When my husband and I were dating we discussed some of the ‘bigger’ issues that we might face IF we decided to get married. Ed was thirteen years my senior and had been married before. He was the father of two sons, and they had been used against him during a very painful divorce. He was firm – he did not want any more children because it was just too hard to lose them. I, on the other hand, had never been married and children were an important part of my life. I wanted to be a mother!
We talked at length about this issue and shared our feelings. It was a deal breaker for me. I understood how Ed felt and he was very sympathetic to my feelings. After much prayer and discussion, we agreed that we would have two children. It was an acceptable compromise on both our parts. We entered into our marriage with a clear understanding about this critical issue. We are happily parents of two sons. Had we not discussed this prior to getting married, it could have turned out much differently.
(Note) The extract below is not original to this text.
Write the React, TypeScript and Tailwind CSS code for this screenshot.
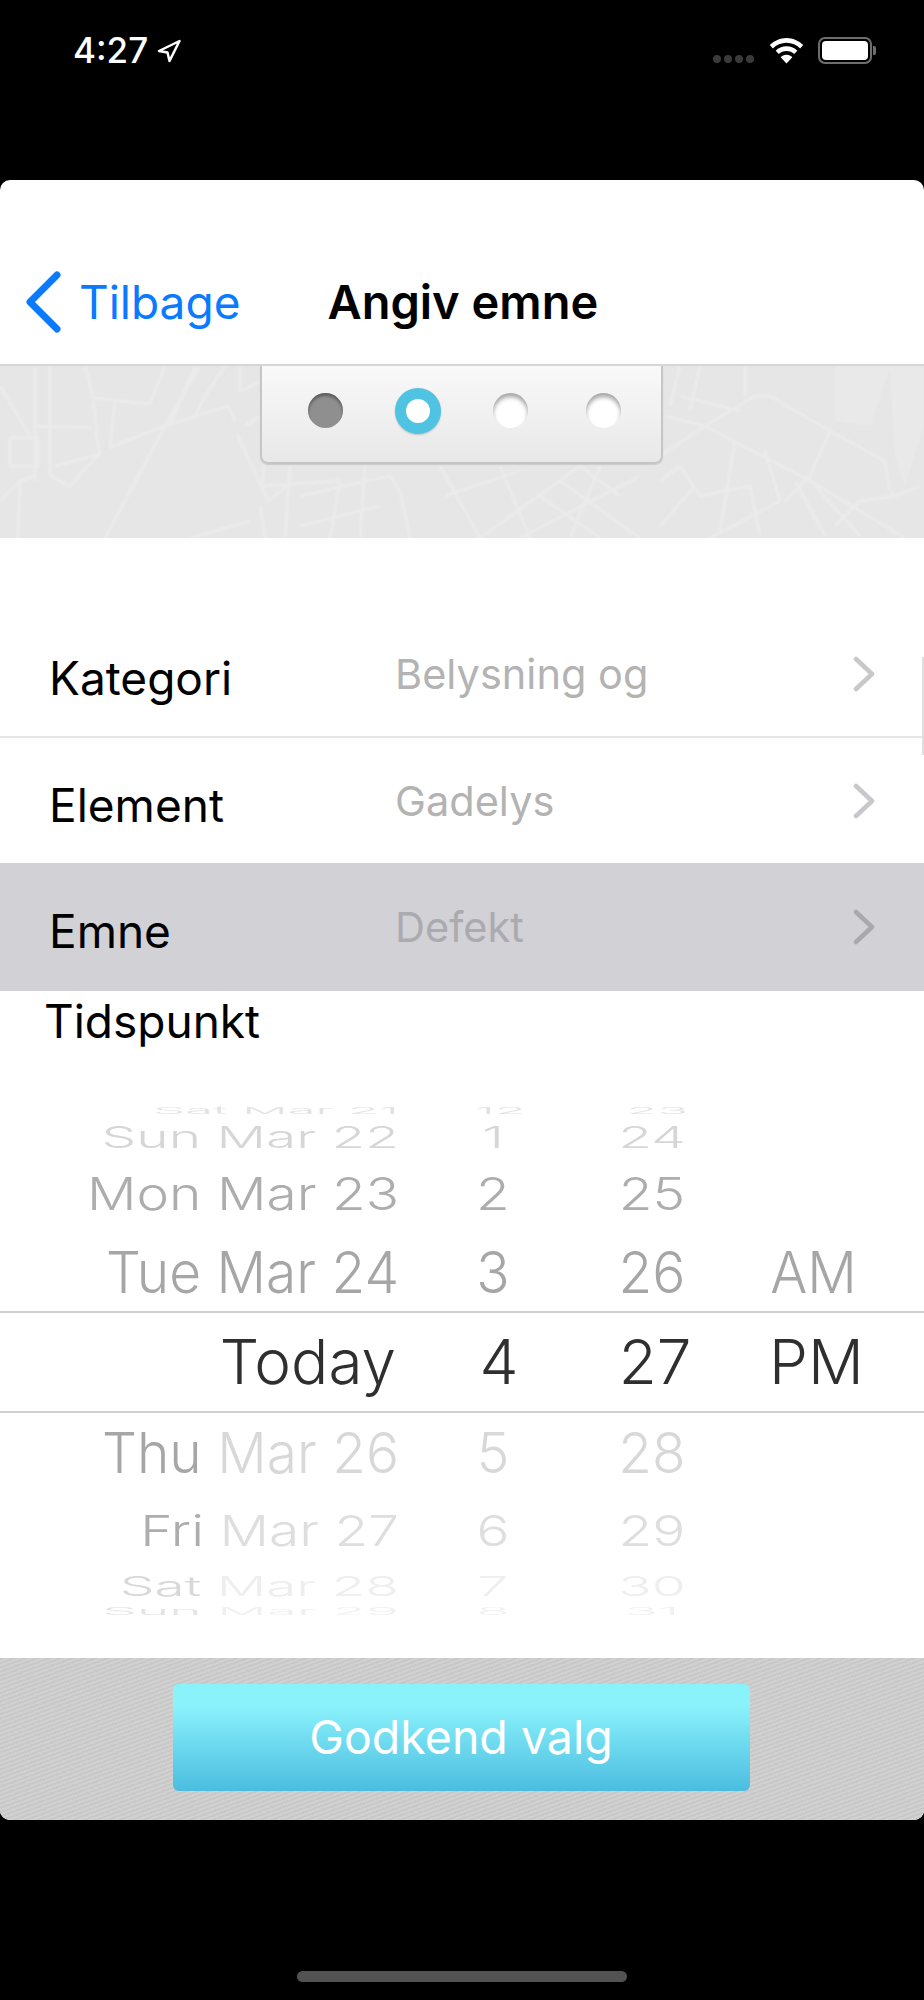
const F = "font-['Inter','Liberation_Sans',sans-serif]";

const Chevron = ({ c }: { c: string }) => (
  <svg width="24" height="36" viewBox="0 0 24 36" fill="none" className="ml-auto mr-[48px] shrink-0">
    <path d="M4 3 L20 18 L4 33" stroke={c} strokeWidth="4.5" strokeLinecap="round" strokeLinejoin="round" />
  </svg>
);

const Row = ({ label, value, sel }: { label: string; value: string; sel?: boolean }) => (
  <div className={`flex items-center ${sel ? "bg-[#d1d1d6] h-[128px]" : "h-[125px]"}`}>
    <div className="w-[395px] pl-[49px] text-[46px] leading-none text-black translate-y-[4px]">{label}</div>
    <div className={`text-[41.5px] leading-none translate-y-[1px] ${sel ? "text-[#ababaf]" : "text-[#b3b3b3]"}`}>{value}</div>
    <Chevron c={sel ? "#a9a9ad" : "#c7c7cc"} />
  </div>
);

type P = { h: string; t: string; d1: string; d2: string; a: string; m: string; ap?: string; c1: string; c2: string };
const rows: P[] = [
  { h: "h-[10px]", t: "scale-y-[0.17] scale-x-[0.92] origin-right", d1: "Sat", d2: "Mar 21", a: "12", m: "23", c1: "text-[#e2e2e2]", c2: "text-[#e2e2e2]" },
  { h: "h-[44px]", t: "scale-y-[0.55]", d1: "Sun", d2: "Mar 22", a: "1", m: "24", c1: "text-[#d6d6d6]", c2: "text-[#d6d6d6]" },
  { h: "h-[70px]", t: "scale-y-[0.82]", d1: "Mon", d2: "Mar 23", a: "2", m: "25", c1: "text-[#adadad]", c2: "text-[#adadad]" },
  { h: "h-[82px]", t: "scale-y-[1.05] translate-y-[2px]", d1: "Tue", d2: "Mar 24", a: "3", m: "26", ap: "AM", c1: "text-[#a6a6a6]", c2: "text-[#a6a6a6]" },
];
const rowsB: P[] = [
  { h: "h-[78px]", t: "scale-y-[1.03]", d1: "Thu", d2: "Mar 26", a: "5", m: "28", c1: "text-[#a6a6a6]", c2: "text-[#d8d8d8]" },
  { h: "h-[78px]", t: "scale-y-[0.78]", d1: "Fri", d2: "Mar 27", a: "6", m: "29", c1: "text-[#adadad]", c2: "text-[#dedede]" },
  { h: "h-[34px]", t: "scale-y-[0.5]", d1: "Sat", d2: "Mar 28", a: "7", m: "30", c1: "text-[#d8d8d8]", c2: "text-[#eeeeee]" },
  { h: "h-[17px]", t: "scale-y-[0.18]", d1: "Sun", d2: "Mar 29", a: "8", m: "31", c1: "text-[#e4e4e4]", c2: "text-[#f0f0f0]" },
];

const PickerRow = ({ r }: { r: P }) => (
  <div className={`grid grid-rows-1 grid-cols-[399px_188px_130px_1fr] items-center text-[55px] leading-none ${r.h}`}>
    <div className={`text-right whitespace-nowrap ${r.t}`}>
      <span className={r.c1}>{r.d1} </span>
      <span className={r.c2}>{r.d2}</span>
    </div>
    <div className={`text-center ${r.c2} ${r.t}`}>{r.a}</div>
    <div className={`text-center ${r.c2} ${r.t}`}>{r.m}</div>
    <div className={`pr-[14px] text-center text-[#a6a6a6] ${r.t}`}>{r.ap}</div>
  </div>
);

const Wifi = () => (
  <svg width="35" height="26" viewBox="0 0 36 28" fill="#fff">
    <path d="M18 0C11 0 5 3 0 7.500L3.300 11.200C7 7.600 12.300 5.200 18 5.200s11 2.400 14.700 6L36 7.500C31 3 25 0 18 0z" />
    <path d="M18 9c-4.800 0-8.800 1.800-11.600 4.800l3.300 3.500c2-2 5-3.300 8.300-3.300s6.300 1.300 8.300 3.300l3.300-3.500C26.800 10.800 22.800 9 18 9z" />
    <path d="M18 18c-2.700 0-4.800 1-6.300 2.600L18 27.500l6.300-6.900C22.800 19 20.700 18 18 18z" />
  </svg>
);

const MapLines = () => (
  <svg className="absolute inset-0 blur-[0.8px]" width="924" height="172" viewBox="0 0 924 172" fill="none" stroke="#ebebeb" strokeWidth="3" strokeLinejoin="round">
    <path d="M835 0 L890 0 L870 60 L835 55 Z M890 0 L924 0 L924 60 L905 120 L895 90 Z" fill="#e9e9e9" stroke="none" />
    <path d="M35 0 L35 115 M50 0 L50 110 M0 20 L30 70 M10 72 H38 V100 H10 Z M0 135 L20 115 L35 110 M20 115 L18 172" />
    <path d="M85 0 L93 32 L150 38 L165 0 M35 60 L92 62 M93 35 L97 65 M115 35 L110 80 M95 65 L100 88 L55 100 M100 88 L85 103 L70 120 L50 110" />
    <path d="M108 82 L165 60 L228 40 L235 55 M165 60 L105 172 M165 60 L200 0 M195 0 L170 60 M225 0 L205 30 L195 50" />
    <path d="M237 68 L268 135 L290 118 M260 140 L265 172 M190 172 L250 155 M245 60 L260 50 M240 0 L240 25 L262 15" />
    <path d="M290 100 L285 172 M300 130 L390 110 L400 125 L410 172 M265 95 L262 120 L340 115 L330 172 M300 160 L380 140 M440 100 L480 172 M365 98 L360 172" />
    <path d="M480 172 L580 100 L620 130 M520 172 L640 110 M540 130 L600 172 M560 115 L640 172 M445 130 L520 105 M600 100 L570 172 M500 100 L530 172" />
    <path d="M665 50 L705 60 L810 115 L905 172 M660 90 L705 60 L755 30 L770 30 L830 65 L885 95 L890 125 L895 130 M830 65 L810 110" />
    <path d="M735 75 L720 165 M765 85 L780 135 M785 135 L810 110 M780 135 L710 172 M680 100 L700 130 L750 120 L760 170 M660 115 L680 100" />
    <path d="M795 115 L825 170 M815 120 L860 170 M835 160 L860 135 L895 130 L920 120 M660 160 L695 120 M680 30 L740 45 M680 0 L670 40 M700 0 L690 45 M745 0 L745 30" />
  </svg>
);

export default function App() {
  return (
    <div className={`w-[924px] h-[2000px] bg-black flex flex-col overflow-hidden ${F}`}>
      {/* status bar */}
      <div className="h-[180px] shrink-0">
        <div className="flex items-center pt-[31px] pl-[73px] pr-[48px] h-[70px]">
          <span className="text-[35px] leading-none font-medium text-white">4:27</span>
          <svg width="24" height="24" viewBox="0 0 24 24" className="ml-[9px]" fill="none">
            <path d="M22.500 2 L2 12 L10.500 13.500 L12.500 22 Z" stroke="#fff" strokeWidth="2.500" strokeLinejoin="round" />
          </svg>
          <div className="ml-auto flex items-center gap-[3px] translate-y-[8px] mr-[15px]">
            {[0, 1, 2, 3].map((i) => (
              <span key={i} className="w-[8px] h-[8px] rounded-full bg-[#3a3a3a]" />
            ))}
          </div>
          <Wifi />
          <div className="ml-[14px] flex items-center">
            <div className="w-[54px] h-[27px] rounded-[7px] border-2 border-[#6e6e6e] p-[2px]">
              <div className="w-full h-full bg-white rounded-[4px]" />
            </div>
            <div className="ml-[1px] w-[3px] h-[9px] bg-[#6e6e6e] rounded-r-[2px]" />
          </div>
        </div>
      </div>

      {/* card */}
      <div className="h-[1640px] shrink-0 bg-white rounded-[10px] overflow-hidden flex flex-col">
        <div className="h-[186px] shrink-0 border-b-2 border-[#d6d6d6] flex items-end pb-[31px]">
          <svg width="36" height="62" viewBox="0 0 36 62" fill="none" className="ml-[25px] shrink-0">
            <path d="M32 4 L5 31 L32 58" stroke="#0a7aff" strokeWidth="7" strokeLinecap="round" strokeLinejoin="round" />
          </svg>
          <span className="ml-[18px] text-[46px] leading-[62px] text-[#0a7aff]">Tilbage</span>
          <span className="ml-[87px] text-[47px] leading-[62px] font-semibold text-black">Angiv emne</span>
        </div>

        {/* map */}
        <div className="h-[172px] shrink-0 bg-[#e6e6e6] relative overflow-hidden flex justify-center">
          <MapLines />
          <div className="relative -translate-x-[1px] w-[403px] h-[98px] rounded-b-[8px] border-x-2 border-b-2 border-[#c6c6c6] bg-gradient-to-b from-[#f9f9f9] to-[#e8e8e8] flex items-center pl-[46px] shadow-[0_1px_1px_rgba(0,0,0,0.12)]">
            <span className="w-[35px] h-[35px] rounded-full bg-[#8f8f8f] shadow-[inset_0_3px_3px_rgba(0,0,0,0.35)] mb-[7px]" />
            <span className="ml-[52px] w-[46px] h-[46px] rounded-full border-[11px] border-[#4fc3e2] bg-white mb-[7px] shadow-[0_1px_2px_rgba(0,0,0,0.2)]" />
            <span className="ml-[52px] w-[35px] h-[35px] rounded-full bg-white shadow-[inset_0_4px_4px_rgba(0,0,0,0.35)] mb-[7px]" />
            <span className="ml-[58px] w-[35px] h-[35px] rounded-full bg-white shadow-[inset_0_4px_4px_rgba(0,0,0,0.35)] mb-[7px]" />
          </div>
        </div>

        {/* form */}
        <div className="h-[73px] shrink-0" />
        <div className="relative">
          <div className="absolute right-0 top-[46px] w-[2px] h-[98px] bg-[#dedede]" />
          <Row label="Kategori" value="Belysning og" />
          <div className="h-[2px] bg-[#e6e6e6]" />
          <Row label="Element" value="Gadelys" />
          <Row label="Emne" value="Defekt" sel />
        </div>
        <div className="h-[64px] shrink-0 pl-[44px] text-[46px] leading-[60px] text-black">Tidspunkt</div>

        {/* picker */}
        <div className="h-[50px] shrink-0" />
        <div className="shrink-0 font-light">
          {rows.map((r) => <PickerRow key={r.a} r={r} />)}
          <div className="grid grid-cols-[399px_188px_130px_1fr] items-center h-[102px] border-y-2 border-[#cfcfcf] text-[#2f2f2f] text-[62px] leading-none">
            <div className="text-right pr-[3px]">Today</div>
            <div className="text-center pl-[12px]">4</div>
            <div className="text-center pl-[6px]">27</div>
            <div className="text-center pr-[8px]">PM</div>
          </div>
          {rowsB.map((r) => <PickerRow key={r.a} r={r} />)}
        </div>
        <div className="flex-1" />

        {/* footer */}
        <div className="h-[162px] shrink-0 bg-[#cdcdcd] bg-[repeating-linear-gradient(160deg,#c8c8c8_0px,#c8c8c8_2px,#d1d1d1_2px,#d1d1d1_4px)] flex justify-center pt-[26px]">
          <div className="w-[577px] h-[107px] -translate-x-[1px] rounded-[6px] bg-gradient-to-b from-[#8af2fb] from-[20%] to-[#4abde0] flex items-center justify-center text-[46.5px] text-white">
            Godkend valg
          </div>
        </div>
      </div>

      {/* home indicator */}
      <div className="flex-1 flex items-end justify-center pb-[18px]">
        <div className="w-[330px] h-[11px] rounded-full bg-[#525252]" />
      </div>
    </div>
  );
}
Another challenging decision came to light after we had children and the subject of religion came up. Although we were both members of the Church of Jesus Christ of Latter-day Saints, we were not active. We had made great non-member friends and enjoyed our weekends just having fun! Going to church each Sunday was not on our radar.
All that changed in November 1977. The lack of spiritually and gospel training in our home was brought sharply into focus. Our oldest son, now three years old, was attending preschool and learning about the way our country was discovered. They learned of the hardships of the first winter and the Thanksgiving feast that followed the abundant harvest. The children prepared a similar feast and all the parents were invited to attend. Britt was to be a Pilgrim and excitedly went about his preparations – making sure his mom and dad would attend.
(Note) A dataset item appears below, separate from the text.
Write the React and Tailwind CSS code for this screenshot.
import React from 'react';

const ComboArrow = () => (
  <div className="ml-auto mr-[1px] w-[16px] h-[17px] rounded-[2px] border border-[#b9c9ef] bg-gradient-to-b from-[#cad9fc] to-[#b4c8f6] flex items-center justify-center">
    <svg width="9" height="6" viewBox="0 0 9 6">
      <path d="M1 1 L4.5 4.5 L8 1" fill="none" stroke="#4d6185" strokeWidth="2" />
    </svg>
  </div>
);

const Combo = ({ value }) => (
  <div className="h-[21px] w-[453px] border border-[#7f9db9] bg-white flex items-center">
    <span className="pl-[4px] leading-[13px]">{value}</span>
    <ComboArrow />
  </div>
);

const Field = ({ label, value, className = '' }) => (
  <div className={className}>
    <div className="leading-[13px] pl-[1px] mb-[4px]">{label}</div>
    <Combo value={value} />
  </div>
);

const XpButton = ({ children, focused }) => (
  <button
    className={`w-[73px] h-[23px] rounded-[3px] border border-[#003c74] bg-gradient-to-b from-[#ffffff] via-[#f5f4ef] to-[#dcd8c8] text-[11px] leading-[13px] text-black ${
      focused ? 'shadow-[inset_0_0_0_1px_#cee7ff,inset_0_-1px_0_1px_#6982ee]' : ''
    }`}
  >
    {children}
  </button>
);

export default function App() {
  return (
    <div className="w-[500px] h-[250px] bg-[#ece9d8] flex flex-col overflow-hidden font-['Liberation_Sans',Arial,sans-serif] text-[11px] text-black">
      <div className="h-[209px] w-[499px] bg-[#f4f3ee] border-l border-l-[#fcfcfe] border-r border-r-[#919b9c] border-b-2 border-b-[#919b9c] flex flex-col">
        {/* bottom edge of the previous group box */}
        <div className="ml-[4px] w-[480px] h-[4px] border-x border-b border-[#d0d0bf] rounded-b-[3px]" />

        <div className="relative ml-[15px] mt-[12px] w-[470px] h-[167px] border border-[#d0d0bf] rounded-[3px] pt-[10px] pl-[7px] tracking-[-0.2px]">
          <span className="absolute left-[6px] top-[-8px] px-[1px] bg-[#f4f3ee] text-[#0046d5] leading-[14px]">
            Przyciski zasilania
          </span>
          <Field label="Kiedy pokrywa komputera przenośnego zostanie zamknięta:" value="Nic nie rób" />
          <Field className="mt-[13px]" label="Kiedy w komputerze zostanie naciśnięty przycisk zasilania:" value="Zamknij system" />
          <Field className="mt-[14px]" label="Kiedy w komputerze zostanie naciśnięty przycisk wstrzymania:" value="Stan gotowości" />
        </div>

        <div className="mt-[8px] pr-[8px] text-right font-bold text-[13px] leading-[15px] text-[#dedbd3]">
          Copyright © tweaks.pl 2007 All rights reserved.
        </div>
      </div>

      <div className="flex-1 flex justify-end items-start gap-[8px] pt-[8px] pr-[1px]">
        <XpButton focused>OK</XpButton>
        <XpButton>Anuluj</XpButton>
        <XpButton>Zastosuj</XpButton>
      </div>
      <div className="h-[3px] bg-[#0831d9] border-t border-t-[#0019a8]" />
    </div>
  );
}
When the day came, the food was set out on the little classroom tables and we all gathered around for prayer to give thanks and bless the food. Of the twenty or more children at the table, there was only one who didn’t know how to pray – our son. He looked at us and the other children and quickly turned away to hide the tears. As his parents, we had not even bothered to teach our son the simplest form of prayer. Both Ed and I made a commitment that day that we would teach our children the gospel in our home and attend church.
One might think this was a happy ending, but I was not as prepared for the ‘fast track’ that my husband was on. When he decides to do something, he gives it his all. I am a little slower, like to think about it, and take a more cautious approach. We attended church, reluctantly held small callings, and became part of the ward family. We had many discussions about when we would be ready to take out family to the temple. We actively listened to each other, had some ‘heated’ arguments, and eventually reached a mutual decision of when we BOTH would be ready. It would have been much easier to have discussed this BEFORE we were married but it didn’t seem to be a problem since we were both inactive.
In Gottman’s book, “The Seven Principles for Making Marriage Work”, he gives great counsel for those who are facing gridlock problems in their marriage:
- Respect each other’s dreams. It we are aware of our spouses’ dreams, we can consider helping each other realize them. Ed wanted to prepare to go to the temple Immediately. I wanted to feel like I was more prepared to make and keep the covenants that I would make in the temple. I was not opposed to being an eternal family, I just wanted to be ready.
- Explore the dreams. Discuss why the dream is important. Take turns being am active listener and speaker. Talk honesty and suspend judgment.
- Be aware is the discussion is getting stressful. Stop for a few minutes and do something that will calm you.
- Reach a temporary compromise. Make peace with the issue, accepting the difference, and establishing a compromise that will help to continue the discussion. It may not get solved right away but keep working on it together.
Ed and I discussed going to the temple. He kept up his pace of activity but allowed me time to prepare and make sure it was also my decision when we went to the temple. He respected my decision. This has been the best decision we have jointly made in our marriage. We are an eternal family and have received many blessings from our attendance and commitment. We are fortunate that we were able to agree on the timing and pace. It did not divide us, rather it brought us closer together.